Requirements:
Reproduce the data exactly and drop any pictures it holds.

Code that builds pages:
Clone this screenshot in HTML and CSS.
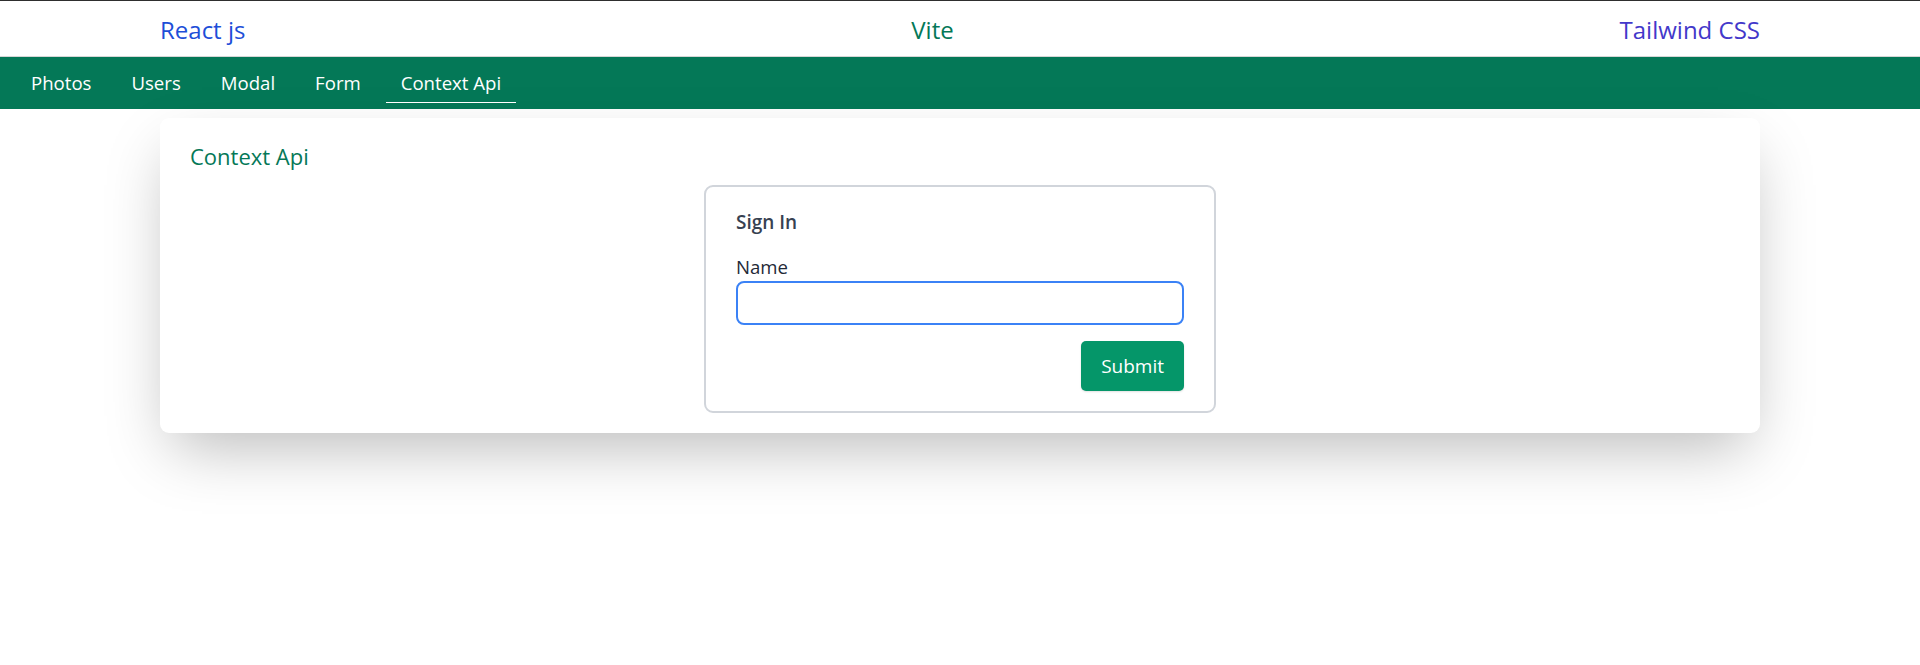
FILE: index.html
```html
<!DOCTYPE html>
<html lang="en">
<head>
<meta charset="utf-8">
<title>Context Api</title>
<link rel="stylesheet" href="styles.css">
</head>
<body>
  <header class="site-header">
    <div class="header-inner">
      <span class="brand brand-react">React js</span>
      <span class="brand brand-vite">Vite</span>
      <span class="brand brand-tailwind">Tailwind CSS</span>
    </div>
  </header>
  <nav class="main-nav">
    <a class="nav-link" href="#">Photos</a>
    <a class="nav-link" href="#">Users</a>
    <a class="nav-link" href="#">Modal</a>
    <a class="nav-link" href="#">Form</a>
    <a class="nav-link active" href="#">Context Api</a>
  </nav>
  <main class="page">
    <section class="card">
      <h2 class="card-title">Context Api</h2>
      <form class="signin">
        <h3 class="signin-title">Sign In</h3>
        <label class="field-label" for="name">Name</label>
        <input class="field-input" id="name" type="text">
        <div class="actions">
          <button class="btn-submit" type="button">Submit</button>
        </div>
      </form>
    </section>
  </main>
</body>
</html>
```
FILE: styles.css
```css
* { box-sizing: border-box; }

html, body {
  margin: 0;
  padding: 0;
  background: #ffffff;
  font-family: "Open Sans", "Noto Sans", sans-serif;
}

body {
  min-height: 100vh;
}

.site-header {
  border-top: 1px solid #2e2e2e;
  border-bottom: 1px solid #d6d6d6;
  padding: 13px 0 10px;
}

.header-inner {
  width: 83.3333%;
  margin: 0 auto;
  display: flex;
  justify-content: space-between;
  align-items: center;
}

.brand {
  font-size: 24px;
  line-height: 32px;
  font-weight: 500;
}
.brand-react { color: #1d4ed8; }
.brand-vite { color: #047857; }
.brand-tailwind { color: #4338ca; }

.main-nav {
  background: #047857;
  display: flex;
  gap: 10px;
  padding: 6px 16px;
  height: 52px;
}

.nav-link {
  color: #ffffff;
  text-decoration: none;
  font-size: 18.6px;
  line-height: 28px;
  padding: 6px 15px 5px;
  border-bottom: 1px solid transparent;
}
.nav-link.active { border-bottom-color: #ffffff; }

.page {
  padding: 9px 0 160px;
}

.card {
  width: 83.3333%;
  margin: 0 auto;
  background: #ffffff;
  border-radius: 9px;
  box-shadow: 0 25px 60px -12px rgba(0, 0, 0, 0.28);
  padding: 24px 30px 20px;
}

.card-title {
  margin: 0 0 15px;
  font-size: 22px;
  line-height: 28px;
  font-weight: 500;
  color: #047857;
}

.signin {
  width: 512px;
  margin: 0 auto;
  border: 2px solid #d1d5db;
  border-radius: 9px;
  padding: 21px 30px 20px;
  display: flex;
  flex-direction: column;
}

.signin-title {
  margin: 0 0 17px;
  font-size: 19px;
  line-height: 28px;
  font-weight: 600;
  color: #374151;
}

.field-label {
  font-size: 18.6px;
  line-height: 28px;
  color: #1f2937;
}

.field-input {
  height: 44px;
  width: 100%;
  border: 2px solid #3b82f6;
  border-radius: 8px;
  outline: none;
  padding: 0 12px;
  font-family: inherit;
  font-size: 18px;
}

.actions {
  display: flex;
  justify-content: flex-end;
  margin-top: 16px;
}

.btn-submit {
  background: #059669;
  color: #ffffff;
  border: none;
  border-radius: 5px;
  padding: 11px 20px;
  font-family: inherit;
  font-size: 19px;
  line-height: 28px;
  box-shadow: 0 1px 2px rgba(0, 0, 0, 0.12);
  cursor: pointer;
}
```
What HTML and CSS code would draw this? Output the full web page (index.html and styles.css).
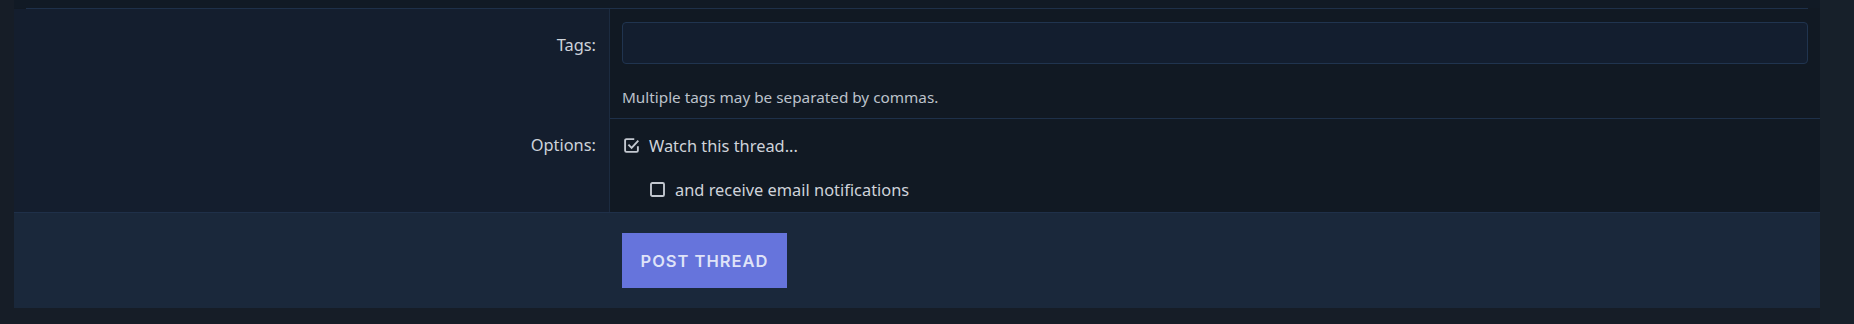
FILE: index.html
```html
<!DOCTYPE html>
<html lang="en">
<head>
<meta charset="utf-8">
<title>Post thread</title>
<link rel="stylesheet" href="styles.css">
</head>
<body>
<div class="page">
  <form class="panel">
    <div class="row-prev"></div>
    <div class="row-sep"></div>
    <div class="form-row form-row--tags">
      <div class="label-col"><label class="label" for="tags">Tags:</label></div>
      <div class="field-col">
        <input class="input" id="tags" type="text">
        <div class="explain">Multiple tags may be separated by commas.</div>
      </div>
    </div>
    <div class="form-row form-row--options">
      <div class="label-col"><span class="label">Options:</span></div>
      <div class="field-col">
        <div class="choice">
          <svg class="box" viewBox="1.2 1.2 13.6 13.6" width="15" height="15" aria-hidden="true">
            <path d="M10.5 2.2H3.4a1.2 1.2 0 0 0-1.2 1.2v9.2a1.2 1.2 0 0 0 1.2 1.2h9.2a1.2 1.2 0 0 0 1.2-1.2V8.6" fill="none" stroke="currentColor" stroke-width="1.7"/>
            <path d="M5.2 7.2l2.9 2.9 6.1-6.6" fill="none" stroke="currentColor" stroke-width="1.7"/>
          </svg>
          <span>Watch this thread...</span>
        </div>
        <div class="choice choice--sub">
          <svg class="box" viewBox="1.2 1.2 13.6 13.6" width="15" height="15" aria-hidden="true">
            <rect x="2.1" y="2.1" width="11.8" height="11.8" rx="1.2" fill="none" stroke="currentColor" stroke-width="1.7"/>
          </svg>
          <span>and receive email notifications</span>
        </div>
      </div>
    </div>
    <div class="form-submit">
      <div class="submit-spacer"></div>
      <div class="submit-field">
        <button class="button" type="button">POST THREAD</button>
      </div>
    </div>
  </form>
  <div class="scroll-strip"></div>
</div>
</body>
</html>
```

FILE: styles.css
```css
* { box-sizing: border-box; }
html, body { margin: 0; padding: 0; }
body {
  background: #161d27;
  font-family: "Noto Sans", "Open Sans", sans-serif;
  color: #c9ced6;
  width: 1854px;
  height: 324px;
  overflow: hidden;
}
.page {
  display: flex;
  padding-left: 14px;
  height: 324px;
}
.panel {
  width: 1806px;
  display: flex;
  flex-direction: column;
  align-self: flex-start;
  background: #111923;
}
.scroll-strip {
  flex: 1;
  background: #17202a;
}
.row-prev {
  height: 8px;
  background: #111a25;
}
.row-sep {
  height: 1px;
  margin: 0 12px;
  background: #1e3049;
}
.form-row {
  display: grid;
  grid-template-columns: 596px 1fr;
}
.label-col {
  background: #141e2e;
  border-right: 1px solid #1c2b40;
  text-align: right;
  padding-right: 13px;
}
.label {
  font-size: 16.4px;
  line-height: 22px;
  color: #cdd2da;
}
.form-row--tags .label-col { padding-top: 25px; }
.form-row--tags .field-col {
  padding: 13px 12px 11px;
  border-bottom: 1px solid #1e3049;
}
.input {
  display: block;
  width: 100%;
  height: 42px;
  background: #131e2f;
  border: 1px solid #20344f;
  border-radius: 4px;
  outline: none;
}
.explain {
  margin-top: 23px;
  font-size: 15.3px;
  line-height: 20px;
  color: #bcc2cb;
}
.form-row--options .label-col { padding-top: 15px; }
.form-row--options .field-col {
  padding: 14px 12px 11px 14px;
}
.choice {
  display: flex;
  align-items: center;
  gap: 10px;
  height: 24px;
  font-size: 16.4px;
  color: #cfd3da;
}
.choice--sub {
  margin-top: 20px;
  padding-left: 26px;
}
.box { color: #c3c8d0; flex: none; }
.form-submit {
  display: grid;
  grid-template-columns: 596px 1fr;
  background: #1a283b;
  border-top: 1px solid #1f3049;
}
.submit-field {
  padding: 20px 12px 20px;
}
.button {
  display: block;
  width: 165px;
  height: 55px;
  border: 0;
  border-radius: 0;
  background: #6674dc;
  color: #dfe3f8;
  font-family: "Inter", "Noto Sans", sans-serif;
  font-weight: 600;
  font-size: 16.5px;
  letter-spacing: 1px;
  padding: 0;
}
```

Solution to this exercise:
Clone this screenshot in HTML and CSS.
FILE: index.html
```html
<!DOCTYPE html>
<html lang="en">
<head>
<meta charset="utf-8">
<title>Context Api</title>
<link rel="stylesheet" href="styles.css">
</head>
<body>
  <header class="site-header">
    <div class="header-inner">
      <span class="brand brand-react">React js</span>
      <span class="brand brand-vite">Vite</span>
      <span class="brand brand-tailwind">Tailwind CSS</span>
    </div>
  </header>
  <nav class="main-nav">
    <a class="nav-link" href="#">Photos</a>
    <a class="nav-link" href="#">Users</a>
    <a class="nav-link" href="#">Modal</a>
    <a class="nav-link" href="#">Form</a>
    <a class="nav-link active" href="#">Context Api</a>
  </nav>
  <main class="page">
    <section class="card">
      <h2 class="card-title">Context Api</h2>
      <form class="signin">
        <h3 class="signin-title">Sign In</h3>
        <label class="field-label" for="name">Name</label>
        <input class="field-input" id="name" type="text">
        <div class="actions">
          <button class="btn-submit" type="button">Submit</button>
        </div>
      </form>
    </section>
  </main>
</body>
</html>
```
FILE: styles.css
```css
* { box-sizing: border-box; }

html, body {
  margin: 0;
  padding: 0;
  background: #ffffff;
  font-family: "Open Sans", "Noto Sans", sans-serif;
}

body {
  min-height: 100vh;
}

.site-header {
  border-top: 1px solid #2e2e2e;
  border-bottom: 1px solid #d6d6d6;
  padding: 13px 0 10px;
}

.header-inner {
  width: 83.3333%;
  margin: 0 auto;
  display: flex;
  justify-content: space-between;
  align-items: center;
}

.brand {
  font-size: 24px;
  line-height: 32px;
  font-weight: 500;
}
.brand-react { color: #1d4ed8; }
.brand-vite { color: #047857; }
.brand-tailwind { color: #4338ca; }

.main-nav {
  background: #047857;
  display: flex;
  gap: 10px;
  padding: 6px 16px;
  height: 52px;
}

.nav-link {
  color: #ffffff;
  text-decoration: none;
  font-size: 18.6px;
  line-height: 28px;
  padding: 6px 15px 5px;
  border-bottom: 1px solid transparent;
}
.nav-link.active { border-bottom-color: #ffffff; }

.page {
  padding: 9px 0 160px;
}

.card {
  width: 83.3333%;
  margin: 0 auto;
  background: #ffffff;
  border-radius: 9px;
  box-shadow: 0 25px 60px -12px rgba(0, 0, 0, 0.28);
  padding: 24px 30px 20px;
}

.card-title {
  margin: 0 0 15px;
  font-size: 22px;
  line-height: 28px;
  font-weight: 500;
  color: #047857;
}

.signin {
  width: 512px;
  margin: 0 auto;
  border: 2px solid #d1d5db;
  border-radius: 9px;
  padding: 21px 30px 20px;
  display: flex;
  flex-direction: column;
}

.signin-title {
  margin: 0 0 17px;
  font-size: 19px;
  line-height: 28px;
  font-weight: 600;
  color: #374151;
}

.field-label {
  font-size: 18.6px;
  line-height: 28px;
  color: #1f2937;
}

.field-input {
  height: 44px;
  width: 100%;
  border: 2px solid #3b82f6;
  border-radius: 8px;
  outline: none;
  padding: 0 12px;
  font-family: inherit;
  font-size: 18px;
}

.actions {
  display: flex;
  justify-content: flex-end;
  margin-top: 16px;
}

.btn-submit {
  background: #059669;
  color: #ffffff;
  border: none;
  border-radius: 5px;
  padding: 11px 20px;
  font-family: inherit;
  font-size: 19px;
  line-height: 28px;
  box-shadow: 0 1px 2px rgba(0, 0, 0, 0.12);
  cursor: pointer;
}
```
What HTML and CSS code would draw this? Output the full web page (index.html and styles.css).
FILE: index.html
```html
<!DOCTYPE html>
<html lang="en">
<head>
<meta charset="utf-8">
<title>Post thread</title>
<link rel="stylesheet" href="styles.css">
</head>
<body>
<div class="page">
  <form class="panel">
    <div class="row-prev"></div>
    <div class="row-sep"></div>
    <div class="form-row form-row--tags">
      <div class="label-col"><label class="label" for="tags">Tags:</label></div>
      <div class="field-col">
        <input class="input" id="tags" type="text">
        <div class="explain">Multiple tags may be separated by commas.</div>
      </div>
    </div>
    <div class="form-row form-row--options">
      <div class="label-col"><span class="label">Options:</span></div>
      <div class="field-col">
        <div class="choice">
          <svg class="box" viewBox="1.2 1.2 13.6 13.6" width="15" height="15" aria-hidden="true">
            <path d="M10.5 2.2H3.4a1.2 1.2 0 0 0-1.2 1.2v9.2a1.2 1.2 0 0 0 1.2 1.2h9.2a1.2 1.2 0 0 0 1.2-1.2V8.6" fill="none" stroke="currentColor" stroke-width="1.7"/>
            <path d="M5.2 7.2l2.9 2.9 6.1-6.6" fill="none" stroke="currentColor" stroke-width="1.7"/>
          </svg>
          <span>Watch this thread...</span>
        </div>
        <div class="choice choice--sub">
          <svg class="box" viewBox="1.2 1.2 13.6 13.6" width="15" height="15" aria-hidden="true">
            <rect x="2.1" y="2.1" width="11.8" height="11.8" rx="1.2" fill="none" stroke="currentColor" stroke-width="1.7"/>
          </svg>
          <span>and receive email notifications</span>
        </div>
      </div>
    </div>
    <div class="form-submit">
      <div class="submit-spacer"></div>
      <div class="submit-field">
        <button class="button" type="button">POST THREAD</button>
      </div>
    </div>
  </form>
  <div class="scroll-strip"></div>
</div>
</body>
</html>
```

FILE: styles.css
```css
* { box-sizing: border-box; }
html, body { margin: 0; padding: 0; }
body {
  background: #161d27;
  font-family: "Noto Sans", "Open Sans", sans-serif;
  color: #c9ced6;
  width: 1854px;
  height: 324px;
  overflow: hidden;
}
.page {
  display: flex;
  padding-left: 14px;
  height: 324px;
}
.panel {
  width: 1806px;
  display: flex;
  flex-direction: column;
  align-self: flex-start;
  background: #111923;
}
.scroll-strip {
  flex: 1;
  background: #17202a;
}
.row-prev {
  height: 8px;
  background: #111a25;
}
.row-sep {
  height: 1px;
  margin: 0 12px;
  background: #1e3049;
}
.form-row {
  display: grid;
  grid-template-columns: 596px 1fr;
}
.label-col {
  background: #141e2e;
  border-right: 1px solid #1c2b40;
  text-align: right;
  padding-right: 13px;
}
.label {
  font-size: 16.4px;
  line-height: 22px;
  color: #cdd2da;
}
.form-row--tags .label-col { padding-top: 25px; }
.form-row--tags .field-col {
  padding: 13px 12px 11px;
  border-bottom: 1px solid #1e3049;
}
.input {
  display: block;
  width: 100%;
  height: 42px;
  background: #131e2f;
  border: 1px solid #20344f;
  border-radius: 4px;
  outline: none;
}
.explain {
  margin-top: 23px;
  font-size: 15.3px;
  line-height: 20px;
  color: #bcc2cb;
}
.form-row--options .label-col { padding-top: 15px; }
.form-row--options .field-col {
  padding: 14px 12px 11px 14px;
}
.choice {
  display: flex;
  align-items: center;
  gap: 10px;
  height: 24px;
  font-size: 16.4px;
  color: #cfd3da;
}
.choice--sub {
  margin-top: 20px;
  padding-left: 26px;
}
.box { color: #c3c8d0; flex: none; }
.form-submit {
  display: grid;
  grid-template-columns: 596px 1fr;
  background: #1a283b;
  border-top: 1px solid #1f3049;
}
.submit-field {
  padding: 20px 12px 20px;
}
.button {
  display: block;
  width: 165px;
  height: 55px;
  border: 0;
  border-radius: 0;
  background: #6674dc;
  color: #dfe3f8;
  font-family: "Inter", "Noto Sans", sans-serif;
  font-weight: 600;
  font-size: 16.5px;
  letter-spacing: 1px;
  padding: 0;
}
```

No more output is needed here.